The latest DNA testing can even gather readings from animal remains, feathers or even a fecal sample, Amato says.
But even as these species are at last being catalogued, their habitats are being threatened by deforestation and mineral mining. "The eastern Himalayas squeeze between the two rising Asian superpowers, China and India—and these countries need resources," he says.
Climate change, too, is already being felt in the heart of the Himalayas. "As it gets warmer, ecosystems literally begin to move up to adjust to these new temperatures," he says. And animals that already live at the top altitudes, such as snow leopards, don't have any more habitat to move into. Rapid glacial melting has also caused devastating floods, Miceler notes, which have decimated human settlements along with important animal habitats.
But living in an area of political dispute seems to have helped to protect some of these animals. "It's a no-man's-land where not many people are allowed to go," Miceler says. He likens the area to the demilitarized zone, a stretch of land between North and South Korea, which, he says, "is incredibly intact." Such a location has "actually preserved them," he says. "In some senses, the restrictions on these areas have kept away forms of development that would have sped up the degradation, such as logging."

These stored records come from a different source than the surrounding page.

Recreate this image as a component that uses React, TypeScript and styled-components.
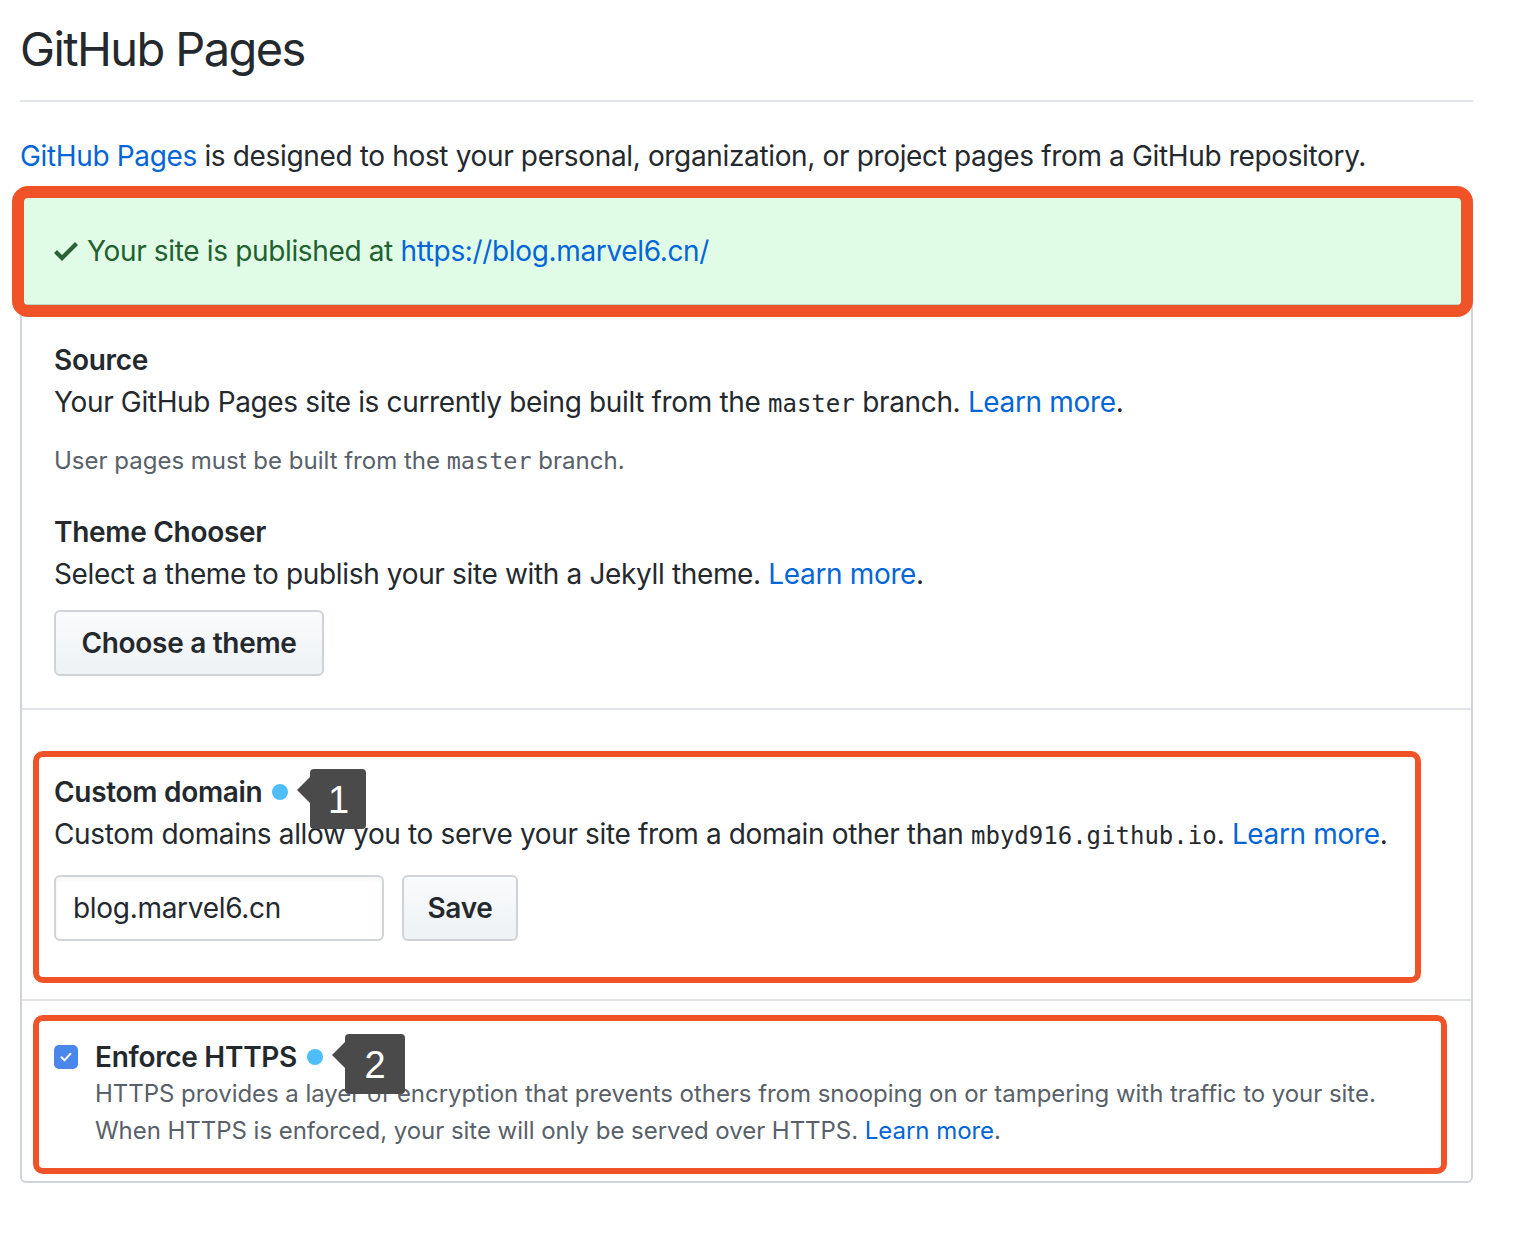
import React from "react";
import styled, { createGlobalStyle } from "styled-components";

const GlobalStyle = createGlobalStyle`
  html, body { margin: 0; padding: 0; background: #fff; }
  body {
    font-family: Inter, "Noto Sans", "Liberation Sans", sans-serif;
    color: #24292e;
    -webkit-font-smoothing: antialiased;
  }
  * { box-sizing: border-box; }
`;

const Page = styled.div`
  width: 1473px;
  padding-left: 20px;
  padding-bottom: 56px;
`;

const Subhead = styled.div`
  border-bottom: 2px solid #e1e4e8;
  padding-top: 19px;
  padding-bottom: 21px;
`;

const Title = styled.h2`
  margin: 0;
  font-size: 47px;
  line-height: 60px;
  font-weight: 400;
  letter-spacing: -1.6px;
`;

const Intro = styled.p`
  margin: 33px 0 19px;
  font-size: 28px;
  line-height: 42px;
  letter-spacing: -0.35px;
`;

const Link = styled.a`
  color: #0366d6;
  text-decoration: none;
`;

const Panel = styled.div`
  border: 2px solid #d1d5da;
  border-radius: 6px;
`;

const Flash = styled.div`
  position: relative;
  display: flex;
  align-items: center;
  background: #e0fce6;
  border-bottom: 2px solid #bcd8c3;
  padding: 32px 32px 32px;
  font-size: 28px;
  line-height: 42px;
  color: #22602f;
  letter-spacing: -0.35px;
`;

const CheckIcon = styled.svg`
  width: 24px;
  height: 32px;
  margin-right: 9px;
  fill: #2a6236;
  flex: none;
`;

const Highlight = styled.div<{ $t: number; $r: number; $b: number; $l: number; $w: number; $rad: number }>`
  position: absolute;
  top: ${(p) => p.$t}px;
  right: ${(p) => p.$r}px;
  bottom: ${(p) => p.$b}px;
  left: ${(p) => p.$l}px;
  border: ${(p) => p.$w}px solid #ef5327;
  border-radius: ${(p) => p.$rad}px;
  pointer-events: none;
  z-index: 2;
`;

const Section = styled.div<{ $pt: number; $pb: number; $divider?: boolean }>`
  position: relative;
  padding: ${(p) => p.$pt}px 32px ${(p) => p.$pb}px;
  border-top: ${(p) => (p.$divider ? "2px solid #e1e4e8" : "none")};
`;

const Heading = styled.h3`
  margin: 0;
  font-size: 28px;
  line-height: 42px;
  font-weight: 600;
  letter-spacing: -0.3px;
  display: flex;
  align-items: center;
`;

const Text = styled.p`
  margin: 0;
  font-size: 28px;
  line-height: 42px;
  letter-spacing: -0.35px;
`;

const Note = styled.p`
  margin: 18px 0 0;
  font-size: 24px;
  line-height: 36px;
  color: #586069;
  letter-spacing: 0;
`;

const Code = styled.code<{ $size: number }>`
  font-family: "DejaVu Sans Mono", "Liberation Mono", monospace;
  font-size: ${(p) => p.$size}px;
  letter-spacing: 0;
`;

const SubBlock = styled.div`
  margin-top: 32px;
`;

const Button = styled.button<{ $w: number }>`
  display: inline-flex;
  align-items: center;
  justify-content: center;
  width: ${(p) => p.$w}px;
  height: 66px;
  font-family: inherit;
  font-size: 28px;
  font-weight: 600;
  color: #24292e;
  letter-spacing: -0.3px;
  background: linear-gradient(180deg, #fafbfc 0%, #eff3f6 90%);
  border: 2px solid #cfd3d7;
  border-radius: 6px;
  padding: 0;
`;

const ButtonRow = styled.div<{ $mt: number }>`
  display: flex;
  gap: 18px;
  margin-top: ${(p) => p.$mt}px;
`;

const Input = styled.div`
  width: 330px;
  height: 66px;
  display: flex;
  align-items: center;
  padding-left: 17px;
  border: 2px solid #d1d5da;
  border-radius: 6px;
  font-size: 28px;
  letter-spacing: -0.3px;
  box-shadow: inset 0 2px 4px rgba(27, 31, 35, 0.05);
`;

const DotWrap = styled.span`
  position: relative;
  display: inline-block;
  width: 16px;
  height: 16px;
  margin-left: 10px;
`;

const Dot = styled.span`
  display: block;
  width: 16px;
  height: 16px;
  border-radius: 50%;
  background: #4fbdf7;
`;

const Callout = styled.span<{ $w: number }>`
  position: absolute;
  left: 38px;
  top: -15px;
  width: ${(p) => p.$w}px;
  height: 60px;
  background: #4a4a4a;
  border-radius: 4px;
  color: #fff;
  font-family: "Liberation Sans", Arial, sans-serif;
  font-size: 38px;
  font-weight: 400;
  line-height: 62px;
  text-align: center;
  z-index: 3;
  &::before {
    content: "";
    position: absolute;
    left: -13px;
    top: 8px;
    border-style: solid;
    border-width: 13px 13px 13px 0;
    border-color: transparent #4a4a4a transparent transparent;
  }
`;

const CheckRow = styled.div`
  display: flex;
  align-items: flex-start;
`;

const Checkbox = styled.span`
  flex: none;
  width: 24px;
  height: 24px;
  margin-top: 9px;
  margin-right: 17px;
  border-radius: 5px;
  background: #4a86ec;
  display: flex;
  align-items: center;
  justify-content: center;
`;

const CheckBody = styled.div`
  display: flex;
  flex-direction: column;
`;

const Desc = styled.p`
  margin: -2px 0 0;
  font-size: 24px;
  line-height: 36.5px;
  color: #586069;
  letter-spacing: -0.04px;
`;

export default function App() {
  return (
    <>
      <GlobalStyle />
      <Page>
        <Subhead>
          <Title>GitHub Pages</Title>
        </Subhead>
        <Intro>
          <Link href="#">GitHub Pages</Link> is designed to host your personal, organization, or project pages from a GitHub repository.
        </Intro>
        <Panel>
          <Flash>
            <CheckIcon viewBox="0 0 12 16">
              <path d="M12 5l-8 8-4-4 1.5-1.5L4 10l6.5-6.5L12 5z" />
            </CheckIcon>
            <span>
              Your site is published at <Link href="#">https://blog.marvel6.cn/</Link>
            </span>
            <Highlight $t={-12} $r={-2} $b={-13} $l={-10} $w={12} $rad={16} />
          </Flash>

          <Section $pt={33} $pb={32}>
            <Heading>Source</Heading>
            <Text>
              Your GitHub Pages site is currently being built from the <Code $size={24}>master</Code> branch.{" "}
              <Link href="#">Learn more</Link>.
            </Text>
            <Note>
              User pages must be built from the <Code $size={23.5}>master</Code> branch.
            </Note>
            <SubBlock>
              <Heading>Theme Chooser</Heading>
              <Text>
                Select a theme to publish your site with a Jekyll theme. <Link href="#">Learn more</Link>.
              </Text>
            </SubBlock>
            <ButtonRow $mt={15}>
              <Button $w={270}>Choose a theme</Button>
            </ButtonRow>
          </Section>

          <Section $pt={61} $pb={58} $divider>
            <Heading>
              Custom domain
              <DotWrap>
                <Dot />
                <Callout $w={56}>1</Callout>
              </DotWrap>
            </Heading>
            <Text>
              Custom domains allow you to serve your site from a domain other than{" "}
              <Code $size={24}>mbyd916.github.io</Code>. <Link href="#">Learn more</Link>.
            </Text>
            <ButtonRow $mt={18}>
              <Input>blog.marvel6.cn</Input>
              <Button $w={116}>Save</Button>
            </ButtonRow>
            <Highlight $t={41} $r={50} $b={16} $l={11} $w={6} $rad={10} />
          </Section>

          <Section $pt={35} $pb={32} $divider>
            <CheckRow>
              <Checkbox>
                <svg width="16" height="16" viewBox="0 0 16 16">
                  <path d="M3.5 8.3l3 3 6-6.6" fill="none" stroke="#fff" strokeWidth="2" strokeLinecap="round" strokeLinejoin="round" />
                </svg>
              </Checkbox>
              <CheckBody>
                <Heading>
                  Enforce HTTPS
                  <DotWrap>
                    <Dot />
                    <Callout $w={60}>2</Callout>
                  </DotWrap>
                </Heading>
                <Desc>
                  HTTPS provides a layer of encryption that prevents others from snooping on or tampering with traffic to your site.
                  <br />
                  When HTTPS is enforced, your site will only be served over HTTPS. <Link href="#">Learn more</Link>.
                </Desc>
              </CheckBody>
            </CheckRow>
            <Highlight $t={14} $r={24} $b={7} $l={11} $w={6} $rad={10} />
          </Section>
        </Panel>
      </Page>
    </>
  );
}
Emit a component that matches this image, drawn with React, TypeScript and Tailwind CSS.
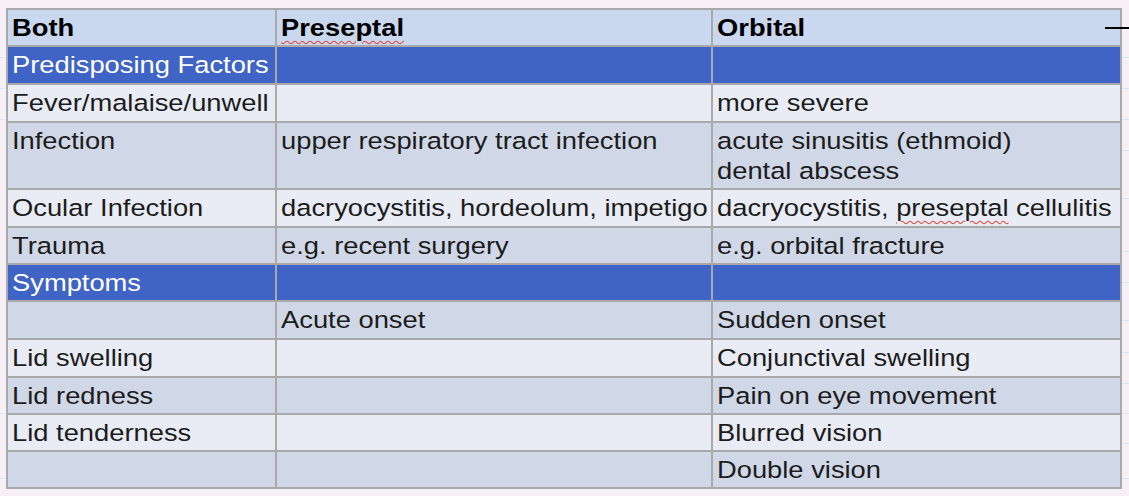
import React from "react";

type Kind = "head" | "section" | "light" | "dark";

type Row = {
  kind: Kind;
  h: string;
  cells: React.ReactNode[];
};

const T = ({ children }: { children: React.ReactNode }) => (
  <span className="inline-block origin-left scale-x-[1.115] whitespace-nowrap">{children}</span>
);

const Spell = ({ children }: { children: React.ReactNode }) => (
  <span className="underline decoration-wavy decoration-[#e2483f] decoration-1 underline-offset-[4px]">
    {children}
  </span>
);

const rows: Row[] = [
  {
    kind: "head",
    h: "h-[37px]",
    cells: [
      <T>Both</T>,
      <T>
        <Spell>Preseptal</Spell>
      </T>,
      <T>Orbital</T>,
    ],
  },
  {
    kind: "section",
    h: "h-[38px]",
    cells: [<T>Predisposing Factors</T>, null, null],
  },
  {
    kind: "light",
    h: "h-[38px]",
    cells: [<T>Fever/malaise/unwell</T>, null, <T>more severe</T>],
  },
  {
    kind: "dark",
    h: "h-[67px]",
    cells: [
      <T>Infection</T>,
      <T>upper respiratory tract infection</T>,
      <div className="flex flex-col">
        <T>acute sinusitis (ethmoid)</T>
        <T>dental abscess</T>
      </div>,
    ],
  },
  {
    kind: "light",
    h: "h-[38px]",
    cells: [
      <T>Ocular Infection</T>,
      <T>dacryocystitis, hordeolum, impetigo</T>,
      <T>
        dacryocystitis, <Spell>preseptal</Spell> cellulitis
      </T>,
    ],
  },
  {
    kind: "dark",
    h: "h-[37px]",
    cells: [<T>Trauma</T>, <T>e.g. recent surgery</T>, <T>e.g. orbital fracture</T>],
  },
  {
    kind: "section",
    h: "h-[37px]",
    cells: [<T>Symptoms</T>, null, null],
  },
  {
    kind: "dark",
    h: "h-[38px]",
    cells: [null, <T>Acute onset</T>, <T>Sudden onset</T>],
  },
  {
    kind: "light",
    h: "h-[38px]",
    cells: [<T>Lid swelling</T>, null, <T>Conjunctival swelling</T>],
  },
  {
    kind: "dark",
    h: "h-[37px]",
    cells: [<T>Lid redness</T>, null, <T>Pain on eye movement</T>],
  },
  {
    kind: "light",
    h: "h-[37px]",
    cells: [<T>Lid tenderness</T>, null, <T>Blurred vision</T>],
  },
  {
    kind: "dark",
    h: "h-[37px]",
    cells: [null, null, <T>Double vision</T>],
  },
];

const rowClass: Record<Kind, string> = {
  head: "bg-[#c9d8ee] text-black font-bold",
  section: "bg-[#3f64c5] text-white",
  light: "bg-[#e9ecf4] text-[#1c1c1c]",
  dark: "bg-[#d0d7e7] text-[#1c1c1c]",
};

export default function App() {
  const rightLines = [57, 88, 119, 150, 198, 251, 282, 320, 352, 383, 413, 443, 478];
  const leftLines = [57, 88, 119, 413, 478];
  return (
    <div className="relative w-[1129px] h-[496px] overflow-hidden bg-[#f7f0f6] pt-[8px] pl-[6px]">
      {rightLines.map((y) => (
        <div
          key={"r" + y}
          className="absolute left-[1122px] w-[7px] h-px bg-[#d9e6f3]"
          style={{ top: y }}
        />
      ))}
      {leftLines.map((y) => (
        <div
          key={"l" + y}
          className="absolute left-0 w-[5px] h-px bg-[#d9e6f3]"
          style={{ top: y }}
        />
      ))}
      <div className="absolute left-[1105px] top-[27px] w-[24px] h-[2px] bg-black" />
      <table
        className="table-fixed border-collapse w-[1114px] text-[24.5px] leading-[30px]"
        style={{ fontFamily: '"Liberation Sans", Arial, Helvetica, sans-serif' }}
      >
        <colgroup>
          <col className="w-[269px]" />
          <col className="w-[436px]" />
          <col className="w-[409px]" />
        </colgroup>
        <tbody>
          {rows.map((r, i) => (
            <tr key={i} className={`${r.h} ${rowClass[r.kind]}`}>
              {r.cells.map((c, j) => (
                <td
                  key={j}
                  className="border-2 border-[#a9a9a9] align-top pt-[3px] pb-0 pl-[4px] pr-0 overflow-visible"
                >
                  {c}
                </td>
              ))}
            </tr>
          ))}
        </tbody>
      </table>
    </div>
  );
}
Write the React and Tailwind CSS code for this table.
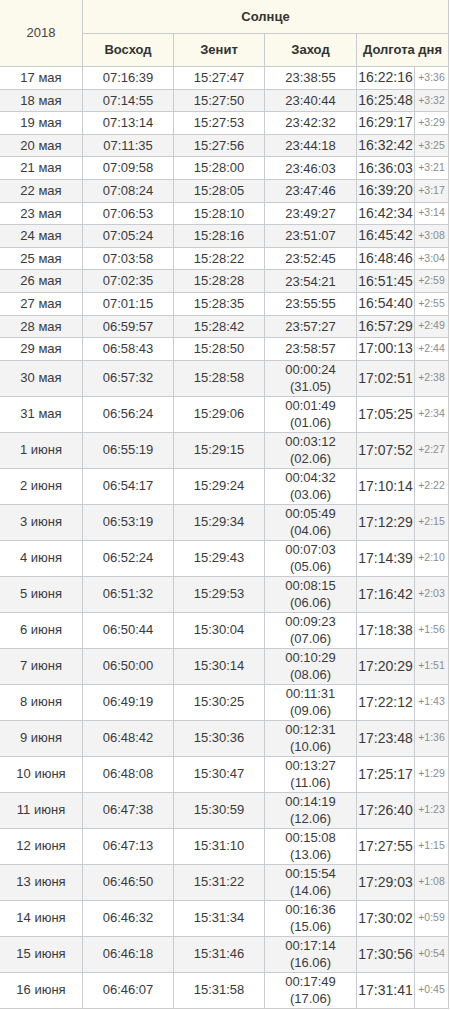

Such a dubious status, however, does have its detractions, Amato says. It protects the area from easy development, but "on the other hand, you can't have a secure protected area," he notes. And the status quo of political limbo becomes crucial to retaining the current levels of biodiversity. Now, for instance, as relations between northern Myanmar (Burma) and China have improved, more areas for trade and resource exploitation have opened up, he explains. "All in all, I would take a secure network of protected areas over a politically unstable place. That's a better hope for long-term conservation of species," he says.